Anirudh Venkatachala Reddy was a feisty young boy. His parents were construction workers. Their dwelling place was the construction site. Their home consisted of make shift shelter built out of stacking bricks and tin sheet to be used for future construction. As the buildings they helped construct neared completion their bricks got used. As the buildings got done their house got torn down and it was time for them to move on. Our building was almost nearing completion and hence Ani’s house had shrink from the 8 by 8 feet to a 6 by 4 dwelling. Yet Ani remained happy, unperturbed by the changes in his circumstances. Ani came across as a confident boy. The resident community knew Ani very well since he always made an effort to interact with them while they went on their walks, or passed by on their way to or from work.  His parents didn’t send him to school yet he had on his own picked up words of the English language. With a big grin on his face, good heartedly he would shout to the residents “How are you doing?” When some of them replied back in English, Ani would enquire what the sentence and words meant. So on and so forth the boy worked tirelessly to gain a grasp of the language. He also was inquisitive about the world at large. He asked the residents where they worked, what they did at their work, what it meant etc. For a kid with no access to formal education Ani was quite knowledgeable.

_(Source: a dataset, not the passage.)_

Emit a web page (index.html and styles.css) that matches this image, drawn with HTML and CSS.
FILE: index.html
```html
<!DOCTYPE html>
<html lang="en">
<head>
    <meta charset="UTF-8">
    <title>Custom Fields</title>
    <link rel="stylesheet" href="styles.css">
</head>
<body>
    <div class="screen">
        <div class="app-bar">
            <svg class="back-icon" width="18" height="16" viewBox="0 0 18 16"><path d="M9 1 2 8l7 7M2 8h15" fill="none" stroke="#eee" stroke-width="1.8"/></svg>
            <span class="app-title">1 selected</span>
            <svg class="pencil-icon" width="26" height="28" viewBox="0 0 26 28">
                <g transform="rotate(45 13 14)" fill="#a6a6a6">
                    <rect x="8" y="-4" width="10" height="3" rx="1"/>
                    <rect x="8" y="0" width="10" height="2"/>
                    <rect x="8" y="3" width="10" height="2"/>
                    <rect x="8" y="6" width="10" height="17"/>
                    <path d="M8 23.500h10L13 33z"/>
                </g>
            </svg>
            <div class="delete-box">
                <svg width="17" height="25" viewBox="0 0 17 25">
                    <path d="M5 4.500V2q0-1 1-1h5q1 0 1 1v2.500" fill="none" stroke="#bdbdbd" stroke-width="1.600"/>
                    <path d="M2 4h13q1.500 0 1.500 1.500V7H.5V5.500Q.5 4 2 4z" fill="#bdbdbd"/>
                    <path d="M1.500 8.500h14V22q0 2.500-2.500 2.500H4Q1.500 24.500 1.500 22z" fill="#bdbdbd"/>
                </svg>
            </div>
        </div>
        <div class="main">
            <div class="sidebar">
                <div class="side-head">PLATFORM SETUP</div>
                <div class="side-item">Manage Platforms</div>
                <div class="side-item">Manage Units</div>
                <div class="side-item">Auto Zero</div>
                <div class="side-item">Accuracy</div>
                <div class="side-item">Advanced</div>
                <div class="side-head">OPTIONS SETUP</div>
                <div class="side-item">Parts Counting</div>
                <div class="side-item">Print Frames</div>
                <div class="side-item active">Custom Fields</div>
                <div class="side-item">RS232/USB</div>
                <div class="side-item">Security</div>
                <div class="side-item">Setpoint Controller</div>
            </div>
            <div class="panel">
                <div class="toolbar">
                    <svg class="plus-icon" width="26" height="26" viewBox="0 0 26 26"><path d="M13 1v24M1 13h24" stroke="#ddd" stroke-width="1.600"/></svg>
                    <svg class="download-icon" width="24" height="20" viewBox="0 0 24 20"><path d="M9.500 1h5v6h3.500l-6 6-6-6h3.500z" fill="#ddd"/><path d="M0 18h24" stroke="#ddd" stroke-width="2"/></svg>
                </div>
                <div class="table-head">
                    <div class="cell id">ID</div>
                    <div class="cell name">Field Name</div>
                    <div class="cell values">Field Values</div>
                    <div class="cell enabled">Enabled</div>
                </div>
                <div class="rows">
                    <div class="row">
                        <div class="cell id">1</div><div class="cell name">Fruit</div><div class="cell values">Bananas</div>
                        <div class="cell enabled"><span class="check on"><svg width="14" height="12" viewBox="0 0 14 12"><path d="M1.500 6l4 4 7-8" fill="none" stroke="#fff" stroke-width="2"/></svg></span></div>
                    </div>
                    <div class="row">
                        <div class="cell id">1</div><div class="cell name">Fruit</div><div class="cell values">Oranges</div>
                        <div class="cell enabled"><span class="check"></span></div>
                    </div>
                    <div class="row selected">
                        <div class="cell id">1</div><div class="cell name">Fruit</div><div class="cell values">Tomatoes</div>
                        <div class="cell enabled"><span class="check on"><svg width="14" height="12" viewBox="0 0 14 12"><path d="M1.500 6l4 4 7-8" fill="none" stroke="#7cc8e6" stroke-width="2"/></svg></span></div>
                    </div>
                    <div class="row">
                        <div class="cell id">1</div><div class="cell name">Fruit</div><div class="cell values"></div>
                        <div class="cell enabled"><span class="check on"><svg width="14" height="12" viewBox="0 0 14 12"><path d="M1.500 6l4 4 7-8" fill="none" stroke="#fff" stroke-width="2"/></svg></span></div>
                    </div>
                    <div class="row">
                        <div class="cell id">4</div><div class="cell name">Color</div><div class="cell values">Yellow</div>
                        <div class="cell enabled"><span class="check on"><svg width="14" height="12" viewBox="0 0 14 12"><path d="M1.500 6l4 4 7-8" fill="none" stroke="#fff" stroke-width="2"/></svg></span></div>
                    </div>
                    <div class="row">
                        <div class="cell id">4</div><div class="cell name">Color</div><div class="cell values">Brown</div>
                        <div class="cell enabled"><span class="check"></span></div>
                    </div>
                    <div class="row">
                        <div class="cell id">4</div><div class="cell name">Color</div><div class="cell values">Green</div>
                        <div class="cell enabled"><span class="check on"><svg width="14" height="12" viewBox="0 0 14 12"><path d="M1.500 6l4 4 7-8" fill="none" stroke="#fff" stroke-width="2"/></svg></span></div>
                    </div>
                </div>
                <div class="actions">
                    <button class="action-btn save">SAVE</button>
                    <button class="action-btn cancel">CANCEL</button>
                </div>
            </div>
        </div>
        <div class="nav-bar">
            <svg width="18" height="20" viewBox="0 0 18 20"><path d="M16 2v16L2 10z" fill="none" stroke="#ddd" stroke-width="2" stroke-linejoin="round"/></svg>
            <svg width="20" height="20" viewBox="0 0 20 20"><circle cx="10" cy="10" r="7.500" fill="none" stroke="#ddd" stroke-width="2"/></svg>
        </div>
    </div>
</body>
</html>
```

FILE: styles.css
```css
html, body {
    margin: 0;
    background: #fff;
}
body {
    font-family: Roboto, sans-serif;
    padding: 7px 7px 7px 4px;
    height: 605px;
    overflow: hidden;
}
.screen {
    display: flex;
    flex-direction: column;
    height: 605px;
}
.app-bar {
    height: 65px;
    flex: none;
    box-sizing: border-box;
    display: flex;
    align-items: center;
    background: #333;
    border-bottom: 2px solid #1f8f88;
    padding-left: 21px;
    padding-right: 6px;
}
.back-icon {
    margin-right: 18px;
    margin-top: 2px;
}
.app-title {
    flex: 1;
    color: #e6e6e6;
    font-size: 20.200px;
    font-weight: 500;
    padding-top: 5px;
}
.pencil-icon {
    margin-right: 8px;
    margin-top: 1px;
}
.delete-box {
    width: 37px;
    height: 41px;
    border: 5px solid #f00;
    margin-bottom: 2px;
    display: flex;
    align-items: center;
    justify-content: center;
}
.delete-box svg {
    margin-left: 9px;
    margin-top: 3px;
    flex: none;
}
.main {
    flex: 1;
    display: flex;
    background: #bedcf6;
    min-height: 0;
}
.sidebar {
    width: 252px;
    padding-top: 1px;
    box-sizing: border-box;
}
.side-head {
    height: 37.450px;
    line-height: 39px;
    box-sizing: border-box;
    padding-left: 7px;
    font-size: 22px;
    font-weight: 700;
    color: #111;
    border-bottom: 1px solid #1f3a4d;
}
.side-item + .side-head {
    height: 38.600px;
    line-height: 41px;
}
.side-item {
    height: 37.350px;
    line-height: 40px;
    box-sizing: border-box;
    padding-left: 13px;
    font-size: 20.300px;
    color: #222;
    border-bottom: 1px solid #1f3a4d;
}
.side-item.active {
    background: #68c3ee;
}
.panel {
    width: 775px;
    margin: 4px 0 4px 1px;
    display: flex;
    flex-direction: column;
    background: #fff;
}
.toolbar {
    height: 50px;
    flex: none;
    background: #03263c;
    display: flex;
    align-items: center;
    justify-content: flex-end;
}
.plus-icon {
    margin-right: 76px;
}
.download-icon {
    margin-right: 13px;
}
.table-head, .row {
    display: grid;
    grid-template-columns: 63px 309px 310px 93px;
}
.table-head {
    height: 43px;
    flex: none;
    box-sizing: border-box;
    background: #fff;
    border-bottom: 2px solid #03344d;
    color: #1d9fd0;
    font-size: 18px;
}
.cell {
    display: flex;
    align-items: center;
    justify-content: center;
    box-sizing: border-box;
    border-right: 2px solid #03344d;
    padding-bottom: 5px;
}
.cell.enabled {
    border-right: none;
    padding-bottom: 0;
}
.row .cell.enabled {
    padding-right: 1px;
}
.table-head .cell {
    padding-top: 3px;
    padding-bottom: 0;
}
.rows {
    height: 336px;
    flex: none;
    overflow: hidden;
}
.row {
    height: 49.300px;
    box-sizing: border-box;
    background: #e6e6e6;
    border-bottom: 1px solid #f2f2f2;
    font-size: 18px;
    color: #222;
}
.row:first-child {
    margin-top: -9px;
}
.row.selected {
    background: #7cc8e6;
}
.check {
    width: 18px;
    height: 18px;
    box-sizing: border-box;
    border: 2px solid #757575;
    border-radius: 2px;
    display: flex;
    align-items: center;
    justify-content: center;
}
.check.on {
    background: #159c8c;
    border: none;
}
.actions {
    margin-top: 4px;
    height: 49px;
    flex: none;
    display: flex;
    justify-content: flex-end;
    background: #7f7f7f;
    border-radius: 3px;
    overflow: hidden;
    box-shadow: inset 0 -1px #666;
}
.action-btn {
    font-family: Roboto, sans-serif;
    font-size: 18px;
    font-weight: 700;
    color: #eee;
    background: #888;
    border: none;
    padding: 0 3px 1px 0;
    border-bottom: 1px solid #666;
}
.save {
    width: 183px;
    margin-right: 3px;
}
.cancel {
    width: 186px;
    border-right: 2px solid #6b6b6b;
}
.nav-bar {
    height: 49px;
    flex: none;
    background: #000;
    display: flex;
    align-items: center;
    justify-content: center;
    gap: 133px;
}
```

That night I worked tirelessly from home and finished my closing reports and mailed it to my boss. I wasn’t sure if I would be left with a job the next day but I slept soundly. To my surprise I didn’t get kicked out of my job the next day. My boss was impressed with the report that I had sent out and decided to give me another chance with a stern “One more mistake and you will be on your back” threat. I made friends with Ani and persuaded his parents to send him to a nearby school run by an NGO and assured them of all financial support for his education. I spent my after office hours and early morning teaching Ani math, science and English. Ani waited every evening at my apartment gate for me to step in and start the class. I brought him some savory dishes like samosas and pakodas, dishes that most privileged children take as their birth right. But Ani wouldn’t take a bite out of it until I had finished his class. He never asked me to stop the classes, never got bogged down if he got a math problem wrong, never showed any resentment as I repeatedly reproofed his grammar and pronunciation. His eyes shone with the hunger for knowledge even though he had sparse food to satisfy the hunger of his belly.

Six months later one day when I stepped back home from work. My mother handed me a ragged looking necklace and piece of paper. “Ani’s parents moved out today. He pleaded with them to stay till he could meet you in the evening. But they had to catch the train in the afternoon. He left me this necklace and a letter” she said

“I thank you for all that you have done for me. I am sorry I couldn’t stay. I have noted down your house address. I will write you a letter soon” – Ani

It was a terse two liner but it left me with a mix of emotions. I was glad he was able to write it on his own but saddened that we couldn’t say our goodbyes personally.

I waited for his letter but it never came. I don’t know what happened to Ani. But whenever I was confronted with a challenge in life I recalled his shining eyes and I got the strength to move ahead.